I think Sony is in pretty deep with AMD. But it would be VERY cool to see more diversity of hardware between the big 2 consoles.
 
Pretty sure Sony will stick with AMD due to RDNA backward compatibility. MS otoh has more flexibility with its DX12 API.
 
If Nvidia will take care of the s/w side then nothing would stop Sony from switching either. And Nvidia can do it since they've done it for PS3 and are doing it for Switch.

This idea isn't really relevant in modern age. The only thing which determines the outcome is cost.
 
Serendipity implies luck. When CUDA’s architects decided to include support for pointers I’m guessing luck didn’t have much to do with it.

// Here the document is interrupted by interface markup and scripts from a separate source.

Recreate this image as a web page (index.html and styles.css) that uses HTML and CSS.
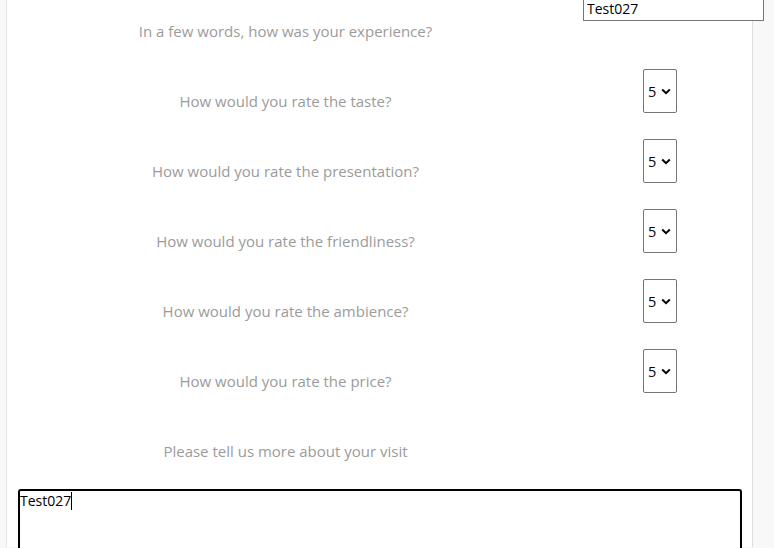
FILE: index.html
```html
<!DOCTYPE html>
<html>
<head>
<meta charset="utf-8">
<link rel="stylesheet" href="styles.css">
</head>
<body>
<div class="card">
  <div class="top">
    <input class="name" type="text" value="Test027">
  </div>
  <div class="row">
    <div class="label">In a few words, how was your experience?</div>
  </div>
  <div class="row">
    <div class="label">How would you rate the taste?</div>
    <div class="sel"><select><option>5</option></select><svg class="chev" width="10" height="7" viewBox="0 0 10 7"><path d="M1.2 1.5 L5 5.2 L8.8 1.5" fill="none" stroke="#000" stroke-width="2"/></svg></div>
  </div>
  <div class="row">
    <div class="label">How would you rate the presentation?</div>
    <div class="sel"><select><option>5</option></select><svg class="chev" width="10" height="7" viewBox="0 0 10 7"><path d="M1.2 1.5 L5 5.2 L8.8 1.5" fill="none" stroke="#000" stroke-width="2"/></svg></div>
  </div>
  <div class="row">
    <div class="label">How would you rate the friendliness?</div>
    <div class="sel"><select><option>5</option></select><svg class="chev" width="10" height="7" viewBox="0 0 10 7"><path d="M1.2 1.5 L5 5.2 L8.8 1.5" fill="none" stroke="#000" stroke-width="2"/></svg></div>
  </div>
  <div class="row">
    <div class="label">How would you rate the ambience?</div>
    <div class="sel"><select><option>5</option></select><svg class="chev" width="10" height="7" viewBox="0 0 10 7"><path d="M1.2 1.5 L5 5.2 L8.8 1.5" fill="none" stroke="#000" stroke-width="2"/></svg></div>
  </div>
  <div class="row">
    <div class="label">How would you rate the price?</div>
    <div class="sel"><select><option>5</option></select><svg class="chev" width="10" height="7" viewBox="0 0 10 7"><path d="M1.2 1.5 L5 5.2 L8.8 1.5" fill="none" stroke="#000" stroke-width="2"/></svg></div>
  </div>
  <div class="row">
    <div class="label">Please tell us more about your visit</div>
  </div>
  <div class="area-wrap">
    <textarea class="area">Test027</textarea>
    <span class="caret"></span>
  </div>
</div>
</body>
</html>
```
FILE: styles.css
```css
html, body {
  margin: 0;
  padding: 0;
  height: 100%;
  overflow: hidden;
}
body {
  background: #f8f8f8;
  font-family: "Open Sans", "Noto Sans", sans-serif;
}
.card {
  margin-left: 6px;
  width: 747px;
  height: 100%;
  background: #fff;
  border-left: 1px solid #e6e6e6;
  border-right: 1px solid #dcdcdc;
  box-sizing: border-box;
  position: relative;
}
.top {
  height: 0;
  position: relative;
}
.name {
  position: absolute;
  left: 576px;
  top: -3px;
  width: 181px;
  height: 25px;
  box-sizing: border-box;
  border: 1px solid #767676;
  border-radius: 0;
  padding: 0 3px;
  font-family: "Open Sans", sans-serif;
  font-size: 14px;
  color: #000;
  line-height: 23px;
  outline: none;
}
.row {
  display: flex;
  height: 70px;
  margin-top: -1px;
  margin-bottom: 1px;
}
.label {
  width: 535px;
  margin-left: 11px;
  padding-top: 20px;
  text-align: center;
  color: #9b9b9b;
  font-size: 15px;
  line-height: 24px;
}
.sel {
  position: relative;
  margin-left: 90px;
  width: 34px;
  height: 44px;
}
.sel select {
  appearance: none;
  -webkit-appearance: none;
  width: 34px;
  height: 44px;
  box-sizing: border-box;
  border: 1px solid #767676;
  border-radius: 2px;
  background: #fff;
  padding: 0 0 0 4px;
  font-family: "Open Sans", sans-serif;
  font-size: 14.5px;
  color: #000;
  outline: none;
}
.chev {
  position: absolute;
  left: 18px;
  top: 19px;
  pointer-events: none;
}
.area-wrap {
  position: relative;
  margin-left: 11px;
  margin-top: -1px;
}
.area {
  display: block;
  width: 724px;
  height: 62px;
  box-sizing: border-box;
  border: 2px solid #000;
  border-bottom: none;
  border-radius: 3px 3px 0 0;
  padding: 0;
  font-family: "Open Sans", sans-serif;
  font-size: 14px;
  line-height: 20px;
  color: #000;
  resize: none;
  outline: none;
}
.caret {
  position: absolute;
  left: 53px;
  top: 3px;
  width: 1px;
  height: 18px;
  background: #000;
}
```
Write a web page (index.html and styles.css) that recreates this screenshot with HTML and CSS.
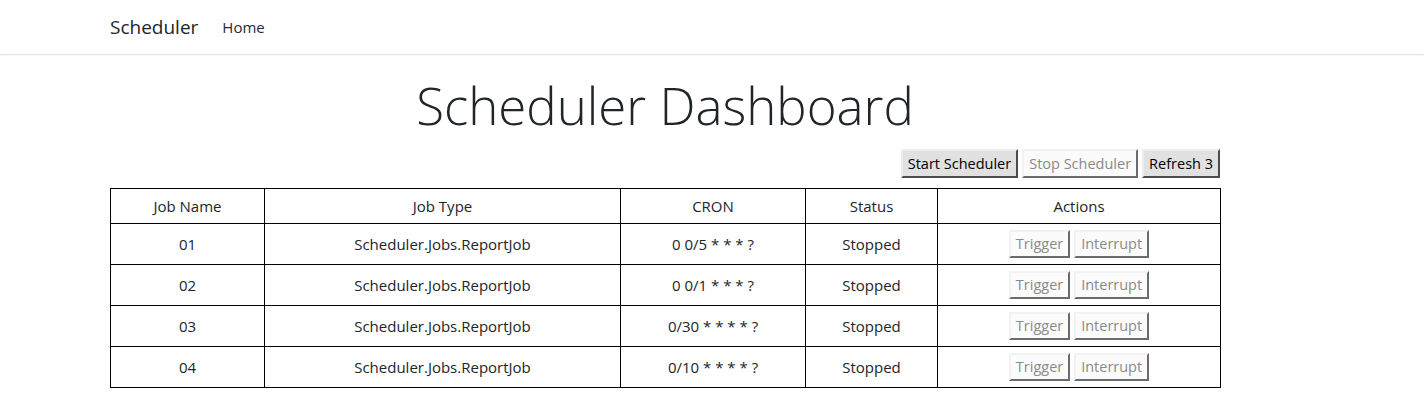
FILE: index.html
```html
<!DOCTYPE html>
<html>
<head>
<meta charset="utf-8">
<title>Scheduler</title>
<link rel="stylesheet" href="styles.css">
</head>
<body>
<header class="navbar">
  <div class="container nav-inner">
    <span class="brand">Scheduler</span>
    <a class="nav-link" href="#">Home</a>
  </div>
</header>
<main class="container">
  <h1 class="title">Scheduler Dashboard</h1>
  <div class="toolbar">
    <button class="btn">Start Scheduler</button>
    <button class="btn" disabled>Stop Scheduler</button>
    <button class="btn">Refresh 3</button>
  </div>
  <table class="jobs">
    <colgroup>
      <col class="c1"><col class="c2"><col class="c3"><col class="c4"><col class="c5">
    </colgroup>
    <thead>
      <tr><th>Job Name</th><th>Job Type</th><th>CRON</th><th>Status</th><th>Actions</th></tr>
    </thead>
    <tbody>
      <tr><td>01</td><td>Scheduler.Jobs.ReportJob</td><td>0 0/5 * * * ?</td><td>Stopped</td><td><button class="btn sm" disabled>Trigger</button> <button class="btn sm" disabled>Interrupt</button></td></tr>
      <tr><td>02</td><td>Scheduler.Jobs.ReportJob</td><td>0 0/1 * * * ?</td><td>Stopped</td><td><button class="btn sm" disabled>Trigger</button> <button class="btn sm" disabled>Interrupt</button></td></tr>
      <tr><td>03</td><td>Scheduler.Jobs.ReportJob</td><td>0/30 * * * * ?</td><td>Stopped</td><td><button class="btn sm" disabled>Trigger</button> <button class="btn sm" disabled>Interrupt</button></td></tr>
      <tr><td>04</td><td>Scheduler.Jobs.ReportJob</td><td>0/10 * * * * ?</td><td>Stopped</td><td><button class="btn sm" disabled>Trigger</button> <button class="btn sm" disabled>Interrupt</button></td></tr>
    </tbody>
  </table>
</main>
</body>
</html>
```
FILE: styles.css
```css
html, body {
  margin: 0;
  padding: 0;
  background: #fff;
  color: #212529;
  font-family: "Open Sans", "Noto Sans", sans-serif;
  font-size: 16px;
}

.container {
  width: 1110px;
  margin-left: 110px;
}

.navbar {
  height: 54px;
  border-bottom: 1px solid #e3e3e6;
  box-shadow: 0 1px 2px rgba(0,0,0,0.03);
}

.nav-inner {
  display: flex;
  align-items: center;
  height: 54px;
}

.brand {
  font-size: 19px;
  color: #212529;
  margin-right: 16px;
}

.nav-link {
  font-size: 15px;
  color: #252a36;
  text-decoration: none;
  padding: 0 8px;
}

.title {
  margin: 14px 0 0;
  text-align: center;
  font-size: 51px;
  font-weight: 300;
  line-height: 72px;
  color: #212529;
}

.toolbar {
  display: flex;
  justify-content: flex-end;
  gap: 4px;
  margin-top: 8px;
  margin-bottom: 10px;
}

.btn {
  font-family: inherit;
  font-size: 14.5px;
  color: #000;
  background: #e1e1e1;
  border: 2px outset #d8d8d8;
  border-color: #ececec #a0a0a0 #a0a0a0 #ececec;
  padding: 0 5px;
  height: 29px;
  line-height: 25px;
  margin: 0;
}

.btn:disabled {
  color: #8a8a8a;
  background: #fbfbfb;
  border-color: #f2f2f2 #bfbfbf #bfbfbf #f2f2f2;
}

.btn.sm {
  height: 28px;
  line-height: 24px;
}

.jobs {
  width: 1110px;
  border-collapse: collapse;
  table-layout: fixed;
  border: 1px solid #000;
}

.c1 { width: 154px; }
.c2 { width: 356px; }
.c3 { width: 185px; }
.c4 { width: 132px; }
.c5 { width: 283px; }

.jobs th, .jobs td {
  border: 1px solid #000;
  text-align: center;
  font-weight: 400;
  font-size: 15px;
  padding: 0;
  color: #212529;
}

.jobs th {
  height: 34px;
}

.jobs td {
  height: 40px;
}
```
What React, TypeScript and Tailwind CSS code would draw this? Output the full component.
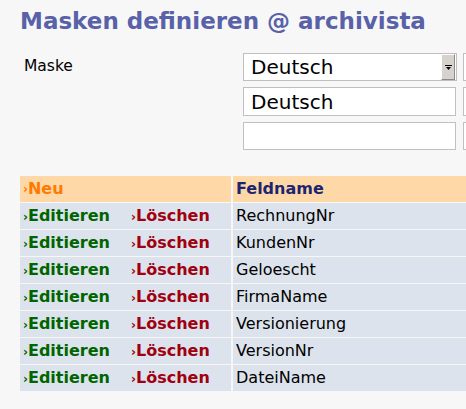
import React from "react";

const rows = ["RechnungNr", "KundenNr", "Geloescht", "FirmaName", "Versionierung", "VersionNr", "DateiName"];

export default function App() {
  return (
    <div
      className="w-[466px] h-[409px] overflow-hidden bg-[#f7f7f7] text-black"
      style={{ fontFamily: '"DejaVu Sans", Verdana, sans-serif' }}
    >
      <h1 className="pl-[20px] pt-[7px] text-[23px] leading-[28px] font-bold text-[#5961a8] whitespace-nowrap">
        Masken definieren @ archivista
      </h1>
      <div className="flex mt-[18px] w-[600px]">
        <div className="w-[243px] pl-[24px] pt-[3px] text-[15.5px] leading-[20px]">Maske</div>
        <div className="flex flex-col gap-[6px]">
          <div className="flex gap-[6px]">
            <div className="w-[214px] h-[28px] border border-[#c0c0c0] bg-white flex items-center">
              <span className="flex-1 pl-[7px] text-[20px] leading-[24px]">Deutsch</span>
              <div className="w-[14px] h-[26px] mr-[1px] bg-[#d6d3ce] border-r border-b border-[#8a8a8a] border-t border-l border-t-white border-l-white flex items-center justify-center">
                <svg width="7" height="5" viewBox="0 0 7 5">
                  <rect x="0" y="0" width="7" height="1" fill="#000" />
                  <polygon points="1,2 6,2 3.5,5" fill="#000" />
                </svg>
              </div>
            </div>
            <div className="w-[60px] h-[28px] border border-[#c0c0c0] bg-white" />
          </div>
          <div className="flex gap-[7px]">
            <div className="w-[213px] h-[29px] border border-[#c0c0c0] bg-white flex items-center">
              <span className="pl-[7px] text-[20px] leading-[24px]">Deutsch</span>
            </div>
            <div className="w-[60px] h-[29px] border border-[#c0c0c0] bg-white" />
          </div>
          <div className="flex gap-[7px]">
            <div className="w-[213px] h-[28px] border border-[#c0c0c0] bg-white" />
            <div className="w-[60px] h-[28px] border border-[#c0c0c0] bg-white" />
          </div>
        </div>
      </div>
      <div className="mt-[26px] ml-[20px] w-[600px] flex flex-col gap-[1px]">
        <div className="flex gap-[2px] h-[26px]">
          <div className="w-[211px] bg-[#ffd8a8] pl-[3px] flex items-center text-[16px] font-bold text-[#ff7a00]">
            <span className="text-[12px]">›</span>Neu
          </div>
          <div className="flex-1 bg-[#ffd8a8] pl-[3px] flex items-center text-[16px] font-bold text-[#1c2670]">
            Feldname
          </div>
        </div>
        {rows.map((r) => (
          <div key={r} className="flex gap-[2px] h-[26px]">
            <div className="w-[211px] bg-[#dce3ec] pl-[3px] flex items-center text-[16px] font-bold">
              <span className="w-[108px] text-[#006400]">
                <span className="text-[12px]">›</span>Editieren
              </span>
              <span className="text-[#a00010]">
                <span className="text-[12px]">›</span>Löschen
              </span>
            </div>
            <div className="flex-1 bg-[#dce3ec] pl-[3px] flex items-center text-[16px]">{r}</div>
          </div>
        ))}
      </div>
    </div>
  );
}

Raja’’s hypothesis that software developers would be happy coding to a bare metal ISA seems misguided. This hasn’t been the case for decades. The average software engineer nowadays relies on a deep stack of libraries and frameworks to get anything done. That’s true whether you’re targeting x86 or ARM or working in python/java/C.

The “Swiss cheese” stack of languages, compilers and libraries is a fact of life for everything else. Why would it be different for compute accelerators. Nvidia advantage is that they invested in the entire stack and that’s what makes their ecosystem sticky.

It’s unlikely Nvidia will become the Wintel of AI in the long run though. There’s too much diversity in edge compute / inferencing hardware for that to happen.